## Start

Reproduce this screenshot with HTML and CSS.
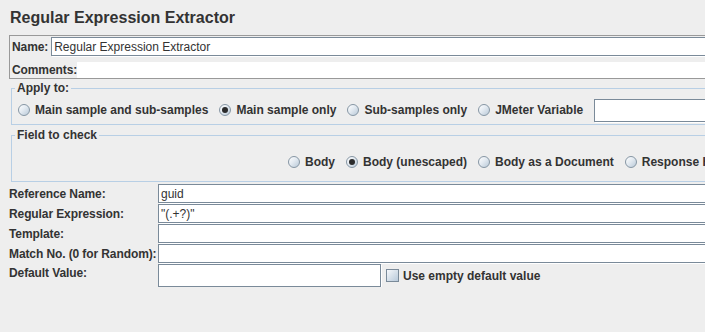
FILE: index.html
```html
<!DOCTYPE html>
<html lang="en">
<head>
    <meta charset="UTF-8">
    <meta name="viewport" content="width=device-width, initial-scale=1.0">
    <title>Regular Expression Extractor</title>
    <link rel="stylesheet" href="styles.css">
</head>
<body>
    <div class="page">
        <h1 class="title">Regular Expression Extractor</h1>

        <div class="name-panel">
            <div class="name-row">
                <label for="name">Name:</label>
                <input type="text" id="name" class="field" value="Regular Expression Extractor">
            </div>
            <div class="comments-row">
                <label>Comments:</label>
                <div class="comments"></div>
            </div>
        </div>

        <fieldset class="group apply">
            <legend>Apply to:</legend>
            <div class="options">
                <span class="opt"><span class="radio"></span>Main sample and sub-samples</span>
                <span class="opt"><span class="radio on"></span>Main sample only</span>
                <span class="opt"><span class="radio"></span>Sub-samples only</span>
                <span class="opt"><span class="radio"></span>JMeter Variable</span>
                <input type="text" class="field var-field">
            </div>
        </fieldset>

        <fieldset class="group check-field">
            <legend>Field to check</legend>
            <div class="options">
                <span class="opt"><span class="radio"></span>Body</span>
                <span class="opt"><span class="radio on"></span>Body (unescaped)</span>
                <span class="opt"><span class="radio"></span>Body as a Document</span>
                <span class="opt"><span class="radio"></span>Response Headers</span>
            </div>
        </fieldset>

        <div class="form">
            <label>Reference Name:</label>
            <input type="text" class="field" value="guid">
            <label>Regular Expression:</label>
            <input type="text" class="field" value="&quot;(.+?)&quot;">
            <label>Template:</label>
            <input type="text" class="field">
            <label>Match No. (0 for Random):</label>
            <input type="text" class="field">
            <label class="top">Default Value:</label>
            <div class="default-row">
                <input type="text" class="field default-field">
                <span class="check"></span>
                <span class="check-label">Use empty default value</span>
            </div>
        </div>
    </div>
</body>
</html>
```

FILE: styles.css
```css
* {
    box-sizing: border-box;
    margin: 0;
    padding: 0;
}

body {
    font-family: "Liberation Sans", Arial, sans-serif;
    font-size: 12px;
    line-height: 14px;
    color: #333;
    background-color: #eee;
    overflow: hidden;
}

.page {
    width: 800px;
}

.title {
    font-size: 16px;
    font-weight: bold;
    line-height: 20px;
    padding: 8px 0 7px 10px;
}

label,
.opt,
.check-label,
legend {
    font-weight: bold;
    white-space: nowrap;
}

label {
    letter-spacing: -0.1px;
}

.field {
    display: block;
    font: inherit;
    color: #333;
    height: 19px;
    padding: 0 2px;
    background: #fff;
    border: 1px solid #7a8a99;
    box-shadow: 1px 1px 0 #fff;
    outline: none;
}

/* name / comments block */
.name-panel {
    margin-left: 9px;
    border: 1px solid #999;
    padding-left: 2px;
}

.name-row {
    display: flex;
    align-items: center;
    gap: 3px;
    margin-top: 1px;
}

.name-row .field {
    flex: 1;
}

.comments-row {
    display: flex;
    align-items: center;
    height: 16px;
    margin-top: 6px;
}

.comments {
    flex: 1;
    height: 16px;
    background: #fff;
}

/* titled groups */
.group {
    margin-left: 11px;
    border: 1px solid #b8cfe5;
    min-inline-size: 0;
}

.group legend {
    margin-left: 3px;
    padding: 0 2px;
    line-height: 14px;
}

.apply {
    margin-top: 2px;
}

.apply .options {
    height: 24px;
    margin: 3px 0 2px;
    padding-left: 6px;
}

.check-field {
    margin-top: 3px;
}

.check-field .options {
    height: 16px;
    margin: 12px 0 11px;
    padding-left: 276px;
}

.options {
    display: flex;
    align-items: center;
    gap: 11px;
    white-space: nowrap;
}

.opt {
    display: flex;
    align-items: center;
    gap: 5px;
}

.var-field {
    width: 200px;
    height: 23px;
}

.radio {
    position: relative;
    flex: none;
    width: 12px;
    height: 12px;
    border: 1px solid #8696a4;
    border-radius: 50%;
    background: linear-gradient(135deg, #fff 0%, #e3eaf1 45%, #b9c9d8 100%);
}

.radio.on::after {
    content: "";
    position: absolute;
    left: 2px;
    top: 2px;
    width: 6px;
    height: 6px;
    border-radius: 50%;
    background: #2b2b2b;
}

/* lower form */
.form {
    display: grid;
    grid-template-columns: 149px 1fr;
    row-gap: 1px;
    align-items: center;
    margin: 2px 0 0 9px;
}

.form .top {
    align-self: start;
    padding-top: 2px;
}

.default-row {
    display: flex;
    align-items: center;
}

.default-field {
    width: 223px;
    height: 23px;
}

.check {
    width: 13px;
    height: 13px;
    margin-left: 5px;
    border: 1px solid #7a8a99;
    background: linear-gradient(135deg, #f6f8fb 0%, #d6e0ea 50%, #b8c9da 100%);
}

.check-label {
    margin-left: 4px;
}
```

## End

Quote the data above in full and without alteration; skip the pictures.

_Full output_
Reproduce this screenshot with HTML and CSS.
FILE: index.html
```html
<!DOCTYPE html>
<html lang="en">
<head>
    <meta charset="UTF-8">
    <meta name="viewport" content="width=device-width, initial-scale=1.0">
    <title>Regular Expression Extractor</title>
    <link rel="stylesheet" href="styles.css">
</head>
<body>
    <div class="page">
        <h1 class="title">Regular Expression Extractor</h1>

        <div class="name-panel">
            <div class="name-row">
                <label for="name">Name:</label>
                <input type="text" id="name" class="field" value="Regular Expression Extractor">
            </div>
            <div class="comments-row">
                <label>Comments:</label>
                <div class="comments"></div>
            </div>
        </div>

        <fieldset class="group apply">
            <legend>Apply to:</legend>
            <div class="options">
                <span class="opt"><span class="radio"></span>Main sample and sub-samples</span>
                <span class="opt"><span class="radio on"></span>Main sample only</span>
                <span class="opt"><span class="radio"></span>Sub-samples only</span>
                <span class="opt"><span class="radio"></span>JMeter Variable</span>
                <input type="text" class="field var-field">
            </div>
        </fieldset>

        <fieldset class="group check-field">
            <legend>Field to check</legend>
            <div class="options">
                <span class="opt"><span class="radio"></span>Body</span>
                <span class="opt"><span class="radio on"></span>Body (unescaped)</span>
                <span class="opt"><span class="radio"></span>Body as a Document</span>
                <span class="opt"><span class="radio"></span>Response Headers</span>
            </div>
        </fieldset>

        <div class="form">
            <label>Reference Name:</label>
            <input type="text" class="field" value="guid">
            <label>Regular Expression:</label>
            <input type="text" class="field" value="&quot;(.+?)&quot;">
            <label>Template:</label>
            <input type="text" class="field">
            <label>Match No. (0 for Random):</label>
            <input type="text" class="field">
            <label class="top">Default Value:</label>
            <div class="default-row">
                <input type="text" class="field default-field">
                <span class="check"></span>
                <span class="check-label">Use empty default value</span>
            </div>
        </div>
    </div>
</body>
</html>
```

FILE: styles.css
```css
* {
    box-sizing: border-box;
    margin: 0;
    padding: 0;
}

body {
    font-family: "Liberation Sans", Arial, sans-serif;
    font-size: 12px;
    line-height: 14px;
    color: #333;
    background-color: #eee;
    overflow: hidden;
}

.page {
    width: 800px;
}

.title {
    font-size: 16px;
    font-weight: bold;
    line-height: 20px;
    padding: 8px 0 7px 10px;
}

label,
.opt,
.check-label,
legend {
    font-weight: bold;
    white-space: nowrap;
}

label {
    letter-spacing: -0.1px;
}

.field {
    display: block;
    font: inherit;
    color: #333;
    height: 19px;
    padding: 0 2px;
    background: #fff;
    border: 1px solid #7a8a99;
    box-shadow: 1px 1px 0 #fff;
    outline: none;
}

/* name / comments block */
.name-panel {
    margin-left: 9px;
    border: 1px solid #999;
    padding-left: 2px;
}

.name-row {
    display: flex;
    align-items: center;
    gap: 3px;
    margin-top: 1px;
}

.name-row .field {
    flex: 1;
}

.comments-row {
    display: flex;
    align-items: center;
    height: 16px;
    margin-top: 6px;
}

.comments {
    flex: 1;
    height: 16px;
    background: #fff;
}

/* titled groups */
.group {
    margin-left: 11px;
    border: 1px solid #b8cfe5;
    min-inline-size: 0;
}

.group legend {
    margin-left: 3px;
    padding: 0 2px;
    line-height: 14px;
}

.apply {
    margin-top: 2px;
}

.apply .options {
    height: 24px;
    margin: 3px 0 2px;
    padding-left: 6px;
}

.check-field {
    margin-top: 3px;
}

.check-field .options {
    height: 16px;
    margin: 12px 0 11px;
    padding-left: 276px;
}

.options {
    display: flex;
    align-items: center;
    gap: 11px;
    white-space: nowrap;
}

.opt {
    display: flex;
    align-items: center;
    gap: 5px;
}

.var-field {
    width: 200px;
    height: 23px;
}

.radio {
    position: relative;
    flex: none;
    width: 12px;
    height: 12px;
    border: 1px solid #8696a4;
    border-radius: 50%;
    background: linear-gradient(135deg, #fff 0%, #e3eaf1 45%, #b9c9d8 100%);
}

.radio.on::after {
    content: "";
    position: absolute;
    left: 2px;
    top: 2px;
    width: 6px;
    height: 6px;
    border-radius: 50%;
    background: #2b2b2b;
}

/* lower form */
.form {
    display: grid;
    grid-template-columns: 149px 1fr;
    row-gap: 1px;
    align-items: center;
    margin: 2px 0 0 9px;
}

.form .top {
    align-self: start;
    padding-top: 2px;
}

.default-row {
    display: flex;
    align-items: center;
}

.default-field {
    width: 223px;
    height: 23px;
}

.check {
    width: 13px;
    height: 13px;
    margin-left: 5px;
    border: 1px solid #7a8a99;
    background: linear-gradient(135deg, #f6f8fb 0%, #d6e0ea 50%, #b8c9da 100%);
}

.check-label {
    margin-left: 4px;
}
```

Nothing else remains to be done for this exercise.